• **Written instruction**: Take every line where the string "React" appears and copy it.

-- begin Material provided --

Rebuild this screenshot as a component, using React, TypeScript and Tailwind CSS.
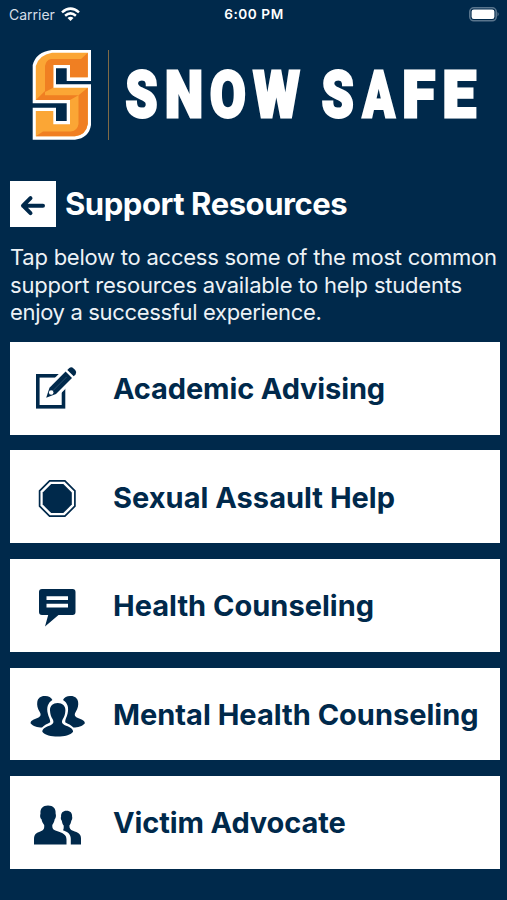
import React from 'react';

interface Resource {
  title: string;
  tracking: string;
  icon: React.ReactNode;
}

const NoteIcon = () => (
  <svg viewBox="0 1.5 70 50" className="h-[50px] w-[70px]">
    <rect x="17.8" y="13.3" width="25.7" height="31" fill="none" stroke="#00294b" strokeWidth="3.6" />
    <path d="M26 35 29 24 48 5 56 13 37 32Z" fill="#fff" stroke="#fff" strokeWidth="4" />
    <path d="M26.2 35.2 29.5 25.2 45.6 9.1 52 15.5 36 31.6Z" fill="#00294b" />
    <path d="M47.3 7.4 49.3 5.4Q51.6 3.9 53.6 6L55.2 7.6Q57.2 9.8 55.6 11.9L53.7 13.8Z" fill="#00294b" />
    <path d="M32.6 28.5 46.6 14.5" stroke="#335573" strokeWidth="0.8" />
    <circle cx="31.2" cy="30" r="2.3" fill="#fff" />
  </svg>
);

const OctagonIcon = () => (
  <svg viewBox="0 0 70 50" className="h-[50px] w-[70px]">
    <path d="M29.6 8.9H44.9L54.9 18.9V34.2L44.9 44.2H29.6L19.6 34.2V18.9Z" fill="#fff" stroke="#00294b" strokeWidth="1.7" />
    <path d="M31.2 12H43.3L51.8 20.5V32.6L43.3 41.1H31.2L22.7 32.6V20.5Z" fill="#00294b" />
  </svg>
);

const CommentIcon = () => (
  <svg viewBox="0 -.5 70 50" className="h-[50px] w-[70px]">
    <path d="M22 7.5H52.5Q55.5 7.5 55.5 10.5V30.5Q55.5 33.5 52.5 33.5H38.5L25 45 28.2 33.5H22Q19 33.5 19 30.5V10.5Q19 7.5 22 7.5Z" fill="#00294b" />
    <path d="M26.5 16.7H48M26.5 24.2H48" stroke="#fff" strokeWidth="3.8" />
  </svg>
);

const GroupIcon = () => (
  <svg viewBox="0 -2 70 50" className="h-[50px] w-[70px]">
    <path d="M24.5 5C28 4.7 31 6 32.4 9C27.5 12 26.5 17 27.8 22.5C28.5 26 30.4 28 30.2 31.2C27.5 33 24 33.8 22 36.6C17.5 36.3 13 35.3 10.5 32.2C10.8 28.8 15 28.5 18 26.8C21 25.3 21.2 23.5 19.6 20.8C17.5 17.4 16.8 14 17.3 10.8C18 7.2 20.5 5 24.5 5Z" fill="#00294b" />
    <path d="M50.9 5C47.4 4.7 44.4 6 43 9C47.9 12 48.9 17 47.6 22.5C46.9 26 45 28 45.2 31.2C47.9 33 51.4 33.8 53.4 36.6C57.9 36.3 62.4 35.3 64.9 32.2C64.6 28.8 60.4 28.5 57.4 26.8C54.4 25.3 54.2 23.5 55.8 20.8C57.9 17.4 58.6 14 58.1 10.8C57.4 7.2 54.9 5 50.9 5Z" fill="#00294b" />
    <path d="M37.7 12C33 12 29.7 15 30 19.5C30.2 23 30.9 25.5 32.7 28.2C34 30.5 33.7 32.5 31 34C26.5 36 22.3 37 22.3 40.8C25 44.4 31 45.5 37.7 45.5C44.4 45.5 50.4 44.4 53.1 40.8C53.1 37 48.9 36 44.4 34C41.7 32.5 41.4 30.5 42.7 28.2C44.5 25.5 45.2 23 45.4 19.5C45.7 15 42.4 12 37.7 12Z" fill="#00294b" />
  </svg>
);

const PairIcon = () => (
  <svg viewBox="0 -1.5 70 50" className="h-[50px] w-[70px]">
    <path d="M46.5 11.2C50.4 11.2 52.3 13.4 52.1 17C52.6 18.5 52 20.5 51.3 21.2C51 23.5 50 25 49.4 26C49.4 29 50.2 30.2 53 31.3C58 33.1 61 34.3 61 39V45H50.8V39.5C50.8 35 48.2 32.6 43 30.8C43.8 29.5 43.8 28 43.7 26C42.8 25 42 23 41.8 21.2C40.8 20 40.6 18.5 41.1 17C40.8 13.4 42.8 11.2 46.5 11.2Z" fill="#00294b" />
    <path d="M28 6C33.3 6 36 9 35.6 14C36.4 16 35.8 19 34.7 19.8C34.3 22.5 33.3 24 32.3 25.5C32.2 28.8 32.8 30.3 36.8 31.6C43 33.8 46.5 35 46.5 40V45H14V40C14 35 16 33.5 20.8 31.8C24 30.5 24.4 28.8 24.2 25.5C23 24 22 22.5 21.5 19.8C20 19 19.8 16 20.5 14C20 9 22.8 6 28 6Z" fill="#00294b" />
  </svg>
);

const resources: Resource[] = [
  { title: 'Academic Advising', tracking: 'tracking-[-0.13px]', icon: <NoteIcon /> },
  { title: 'Sexual Assault Help', tracking: 'tracking-[0.02px]', icon: <OctagonIcon /> },
  { title: 'Health Counseling', tracking: 'tracking-[0.01px]', icon: <CommentIcon /> },
  { title: 'Mental Health Counseling', tracking: 'tracking-[0px]', icon: <GroupIcon /> },
  { title: 'Victim Advocate', tracking: 'tracking-[-0.12px]', icon: <PairIcon /> },
];

// x and width are in the condensed space of the wordmark (see the scale below)
const wordmark = [
  { char: 'S', x: 6, width: 42 },
  { char: 'N', x: 58, width: 50 },
  { char: 'O', x: 117, width: 47 },
  { char: 'W', x: 174, width: 61 },
  { char: 'S', x: 264, width: 42 },
  { char: 'A', x: 318, width: 42 },
  { char: 'F', x: 370, width: 43 },
  { char: 'E', x: 423, width: 44 },
];

const StatusBar = () => (
  <div className="grid h-7 grid-cols-3 items-center pr-[7px] pl-[9px] text-[14px] text-white">
    <div className="flex items-center gap-[6px]">
      <span className="text-[#d5dee7]">Carrier</span>
      <svg viewBox="0 0 19 15" className="h-[15px] w-[19px]" fill="none" stroke="#fff" strokeWidth="2.5">
        <path d="M1 5.4Q9.5-2.2 18 5.4M4.1 8.7Q9.5 4.1 14.9 8.7" />
        <path d="M6.5 10.9Q9.5 8.5 12.5 10.9L9.5 14Z" fill="#fff" stroke="none" />
      </svg>
    </div>
    <span className="pt-px pr-px text-center text-[13.6px] font-semibold tracking-[0.55px]">6:00 PM</span>
    <svg viewBox="0 0 31 15" className="h-[15px] w-[31px] justify-self-end">
      <rect x=".8" y=".8" width="26.4" height="13" rx="4" fill="none" stroke="#59758d" strokeWidth="1.6" />
      <rect x="2.6" y="2.6" width="22.8" height="9.4" rx="2.2" fill="#fff" />
      <path d="M28.5 5Q31 7.2 28.5 9.5Z" fill="#59758d" />
    </svg>
  </div>
);

const Emblem = () => (
  <svg viewBox="0 0 60 92" className="h-[92px] w-[60px]">
    <path d="M19.7 1H59V32H34.7V19.3H24V35.3H59V76Q57 89 43 90.7H.7V58.7H24V72H34.7V54.3H.7V16Q4 3 19.7 1Z" fill="#fff" />
    <path d="M20 3.8H55.8V28.3H38V16H21.3V38.7H55.8V75Q54 86 43 87.3H3.8V62H21.3V75.3H38V51H3.8V17Q7 6 20 3.8Z" fill="#fba635" />
    {/* bevels */}
    <path d="M55.8 3.8V28.3H38V16H21.3V38.7L13 43V17Q14 11 19 10H49Z" fill="#f07f22" />
    <path d="M13 46.3H46.5L38 51H3.8L13 42Z" fill="#f07f22" />
    <path d="M55.8 38.7V75Q54 86 43 87.3H3.8L11 82.5H39Q45.5 81.5 46.5 75V46.3Z" fill="#f07f22" />
  </svg>
);

const App = (): JSX.Element => (
  <main className="h-[900px] w-[507px] overflow-hidden bg-[#00294b] font-['Inter','Liberation_Sans',sans-serif] text-white">
    <StatusBar />

    <header className="flex pt-[21px] pl-8">
      <Emblem />
      <div className="mt-px ml-4 h-[90px] w-px bg-[#806a45]" />
      <svg viewBox="0 0 370 92" className="ml-3 h-[92px] w-[370px] font-['Roboto',sans-serif] text-[65px] font-black" fill="#fff" stroke="#fff" strokeWidth="3">
        <g transform="scale(.76 1)">
          {wordmark.map(({ char, x, width }) => (
            <text key={x} x={x} y="68.5" textLength={width} lengthAdjust="spacingAndGlyphs">{char}</text>
          ))}
        </g>
      </svg>
    </header>

    <section className="px-[10px] pt-10">
      <div className="flex h-[46px] items-center gap-[9px]">
        <button aria-label="Back" className="flex size-[46px] items-center justify-center bg-white">
          <svg viewBox="0 0 46 46" className="size-[46px]" fill="none" stroke="#00294b" strokeWidth="4" strokeLinecap="round" strokeLinejoin="round">
            <path d="M33 24.7H13M20.5 17.2 13 24.7 20.5 32.2" />
          </svg>
        </button>
        <h1 className="pt-px text-[31px] font-bold tracking-[-0.44px] whitespace-nowrap">Support Resources</h1>
      </div>
      <p className="mt-[17px] text-[22px] leading-[27.5px] whitespace-nowrap text-[#edf2f6]">
        <span className="block tracking-[-0.24px]">Tap below to access some of the most common</span>
        <span className="block tracking-[-0.2px]">support resources available to help students</span>
        <span className="block tracking-[-0.34px]">enjoy a successful experience.</span>
      </p>
    </section>

    <div className="mt-[15.3px] flex flex-col gap-[15.8px] pr-[7px] pl-[10px]">
      {resources.map(resource => (
        <button key={resource.title} className="flex h-[92.8px] items-center gap-[23px] bg-white pt-px pl-[10px] text-[#00294b]">
          {resource.icon}
          <span className={`text-[29px] font-bold whitespace-nowrap ${resource.tracking}`}>{resource.title}</span>
        </button>
      ))}
    </div>
  </main>
);

export default App;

-- end Material provided --

• **Output for this exercise**:
Rebuild this screenshot as a component, using React, TypeScript and Tailwind CSS.
import React from 'react';
  icon: React.ReactNode;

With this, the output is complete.